Fuzzy Modeling of non-MCDM Problems Under Indeterminacy

Abstract

Fuzzy set theory (FST) is a useful approach for modeling the uncertainties of real-life problems. In some cases, uncertainty level of the events may not be determined surely because of some environmental factors. This is named “incomplete information” case and the hesitation level about the uncertainty is represented with the indeterminacy concept. There are various FST extensions in the literature that consider indeterminacy in modeling. These FST extensions consider similar scenarios, and some parts of the theories overlap with some others so the theories and the nature of considered scenarios must be understood well to obtain reliable results. Nevertheless, most of the studies in the literature do not conceptually analyze the nature of the uncertainty and decides an FST extension as a pre-step of the study without expressing an apparent reason. Therefore, the quality of the obtained results becomes questionable.

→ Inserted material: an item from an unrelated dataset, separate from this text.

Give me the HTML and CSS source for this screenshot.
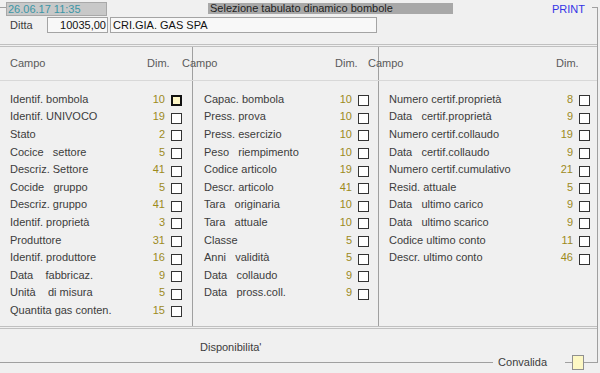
FILE: index.html
```html
<!doctype html>
<html lang="it">
<head>
  <meta charset="UTF-8" />
  <title>Selezione tabulato dinamico bombole</title>
  <link rel="stylesheet" href="styles.css">
</head>
<body>

  <div class="frame">

    <div class="topbar">
      <div class="date">26.06.17 11:35</div>
      <div class="title">Selezione tabulato dinamico bombole</div>
      <div class="print">PRINT</div>
    </div>

    <div class="ditta">
      <span class="ditta-label">Ditta</span>
      <span class="field code">10035,00</span>
      <span class="field name">CRI.GIA. GAS SPA</span>
    </div>

    <div class="panel">

      <!-- colonna 1 -->
      <div class="col col1">
        <div class="head"><span>Campo</span><span class="dim">Dim.</span></div>
        <div class="rows">
          <div class="row"><span>Identif. bombola</span><b>10</b><i class="chk on"></i></div>
          <div class="row"><span>Identif. UNIVOCO</span><b>19</b><i class="chk"></i></div>
          <div class="row"><span>Stato</span><b>2</b><i class="chk"></i></div>
          <div class="row"><span>Cocice   settore</span><b>5</b><i class="chk"></i></div>
          <div class="row"><span>Descriz. Settore</span><b>41</b><i class="chk"></i></div>
          <div class="row"><span>Cocide   gruppo</span><b>5</b><i class="chk"></i></div>
          <div class="row"><span>Descriz. gruppo</span><b>41</b><i class="chk"></i></div>
          <div class="row"><span>Identif. proprietà</span><b>3</b><i class="chk"></i></div>
          <div class="row"><span>Produttore</span><b>31</b><i class="chk"></i></div>
          <div class="row"><span>Identif. produttore</span><b>16</b><i class="chk"></i></div>
          <div class="row"><span>Data    fabbricaz.</span><b>9</b><i class="chk"></i></div>
          <div class="row"><span>Unità    di misura</span><b>5</b><i class="chk"></i></div>
          <div class="row"><span>Quantita gas conten.</span><b>15</b><i class="chk"></i></div>
        </div>
      </div>

      <!-- colonna 2 -->
      <div class="col col2">
        <div class="head"><span>Campo</span><span class="dim">Dim.</span></div>
        <div class="rows">
          <div class="row"><span>Capac. bombola</span><b>10</b><i class="chk"></i></div>
          <div class="row"><span>Press. prova</span><b>10</b><i class="chk"></i></div>
          <div class="row"><span>Press. esercizio</span><b>10</b><i class="chk"></i></div>
          <div class="row"><span>Peso   riempimento</span><b>10</b><i class="chk"></i></div>
          <div class="row"><span>Codice articolo</span><b>19</b><i class="chk"></i></div>
          <div class="row"><span>Descr. articolo</span><b>41</b><i class="chk"></i></div>
          <div class="row"><span>Tara   originaria</span><b>10</b><i class="chk"></i></div>
          <div class="row"><span>Tara   attuale</span><b>10</b><i class="chk"></i></div>
          <div class="row"><span>Classe</span><b>5</b><i class="chk"></i></div>
          <div class="row"><span>Anni   validità</span><b>5</b><i class="chk"></i></div>
          <div class="row"><span>Data   collaudo</span><b>9</b><i class="chk"></i></div>
          <div class="row"><span>Data   pross.coll.</span><b>9</b><i class="chk"></i></div>
        </div>
      </div>

      <!-- colonna 3 -->
      <div class="col col3">
        <div class="head"><span>Campo</span><span class="dim">Dim.</span></div>
        <div class="rows">
          <div class="row"><span>Numero certif.proprietà</span><b>8</b><i class="chk"></i></div>
          <div class="row"><span>Data   certif.proprietà</span><b>9</b><i class="chk"></i></div>
          <div class="row"><span>Numero certif.collaudo</span><b>19</b><i class="chk"></i></div>
          <div class="row"><span>Data   certif.collaudo</span><b>9</b><i class="chk"></i></div>
          <div class="row"><span>Numero certif.cumulativo</span><b>21</b><i class="chk"></i></div>
          <div class="row"><span>Resid. attuale</span><b>5</b><i class="chk"></i></div>
          <div class="row"><span>Data   ultimo carico</span><b>9</b><i class="chk"></i></div>
          <div class="row"><span>Data   ultimo scarico</span><b>9</b><i class="chk"></i></div>
          <div class="row"><span>Codice ultimo conto</span><b>11</b><i class="chk"></i></div>
          <div class="row"><span>Descr. ultimo conto</span><b>46</b><i class="chk"></i></div>
        </div>
      </div>

    </div>

    <div class="dispo">Disponibilita'</div>

    <div class="footer">
      <span class="line grow"></span>
      <span class="conv">Convalida</span>
      <span class="line short"></span>
      <span class="conv-box"></span>
      <span class="line grow2"></span>
    </div>

  </div>

</body>
</html>
```

FILE: styles.css
```css
body {
  margin: 0;
  height: 373px;
  overflow: hidden;
  background: #f0f0f0;
  font-family: "Liberation Sans", Arial, sans-serif;
  font-size: 11px;
  color: #3c3c3c;
}

.frame {
  box-sizing: border-box;
  width: 598px;
  margin-top: 7px;
  border-top: 1px solid #a0a0a0;
  border-right: 1px solid #a0a0a0;
  display: flex;
  flex-direction: column;
}

/* barra in alto, copre il bordo del riquadro */
.topbar {
  display: flex;
  align-items: flex-start;
  margin: -6px 5px 0 6px;
  height: 14px;
  background: #f0f0f0;
}

.date {
  box-sizing: border-box;
  width: 101px;
  height: 14px;
  padding-left: 1px;
  line-height: 12px;
  background: #c8c8c8;
  border: 1px solid #a8a8a8;
  color: #3a96a6;
}

.title {
  margin: 1px 0 0 101px;
  width: 243px;
  height: 11px;
  line-height: 11px;
  padding-left: 2px;
  background: #a8a8a8;
  color: #1e1e1e;
}

.print {
  margin-left: auto;
  margin-right: 7px;
  line-height: 14px;
  color: #3434e6;
}

.ditta {
  display: flex;
  align-items: center;
  margin-top: 1px;
  padding-left: 10px;
  height: 16px;
}

.ditta-label {
  width: 37px;
}

.field {
  box-sizing: border-box;
  height: 16px;
  line-height: 14px;
  background: #f8f8f8;
  border: 1px solid #a4a4a4;
  color: #111;
}

.code {
  width: 61px;
  padding-right: 1px;
  text-align: right;
}

.name {
  width: 267px;
  margin-left: 2px;
  padding-left: 2px;
}

/* pannello a tre colonne */
.panel {
  box-sizing: border-box;
  height: 285px;
  margin-top: 11px;
  border-top: 3px double #c0c0c0;
  border-bottom: 3px double #c0c0c0;
  display: grid;
  grid-template-columns: 192px 186px 1fr;
}

.col + .col {
  border-left: 1px solid #a0a0a0;
}

.head {
  position: relative;
  height: 33px;
  line-height: 33px;
  border-bottom: 1px solid #d8d8d8;
  color: #5a5a5a;
}

.head .dim {
  position: absolute;
  top: 0;
}

.col1 .head { padding-left: 10px; }
.col1 .head .dim { left: 147px; }
.col2 .head { margin-left: -11px; }
.col2 .head .dim { left: 153px; }
.col3 .head { margin-left: -11px; }
.col3 .head .dim { left: 188px; }

.rows {
  padding-top: 9px;
}

.row {
  display: grid;
  grid-template-columns: 1fr auto 11px;
  column-gap: 6px;
  align-items: center;
  height: 17.6px;
  white-space: pre;
}

.col1 .row { padding: 0 10px 0 10px; }
.col2 .row { padding: 0 9px 0 11px; }
.col3 .row { padding: 0 7px 0 10px; }

.row b {
  font-weight: normal;
  color: #9c8a1c;
}

.chk {
  box-sizing: border-box;
  width: 11px;
  height: 11px;
  margin-top: 4px;
  border: 1px solid #333;
  background: #fff;
}

.chk.on {
  border: 2px solid #111;
  background: #fdf6c6;
}

.dispo {
  height: 26px;
  line-height: 36px;
  padding-left: 200px;
}

.footer {
  display: flex;
  align-items: center;
  height: 15px;
  line-height: 15px;
  margin-bottom: -7px;
}

.line {
  height: 0;
  border-top: 1px solid #a0a0a0;
}

.grow { flex: 1; }
.short { width: 7px; }
.grow2 { width: 13px; }

.conv {
  margin: 0 18px 0 5px;
}

.conv-box {
  box-sizing: border-box;
  width: 12px;
  height: 15px;
  border: 1px solid #909090;
  background: #fdf8c4;
}
```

Moreover, these FST extensions have been developed in line with the requirements of Multi-Criteria Decision-Making (MCDM) problem so, assumptions and the limitations of these theories can cause reliability issues for the fuzzy models of non-MCDM problems and continuous systems. In the scope of this study, capabilities, advantages, and disadvantages of well-known FST extensions that consider indeterminacy are conceptually analyzed and compared in line with the needs of modeling of non-MCDM problems and continuous systems. The analysis has also been illustrated on numerical examples to make findings clear. The analysis showed that, some extensions have clear advantages over others in terms of applicability, ease of calculation and scenario comprehensiveness. This study builds a preliminary step for a guiding approach for the selection of the most reliable FST extension in fuzzy modeling. Besides, it is an invitation to fulfill the gap in the field of fuzzy modeling of non-MCDM problems.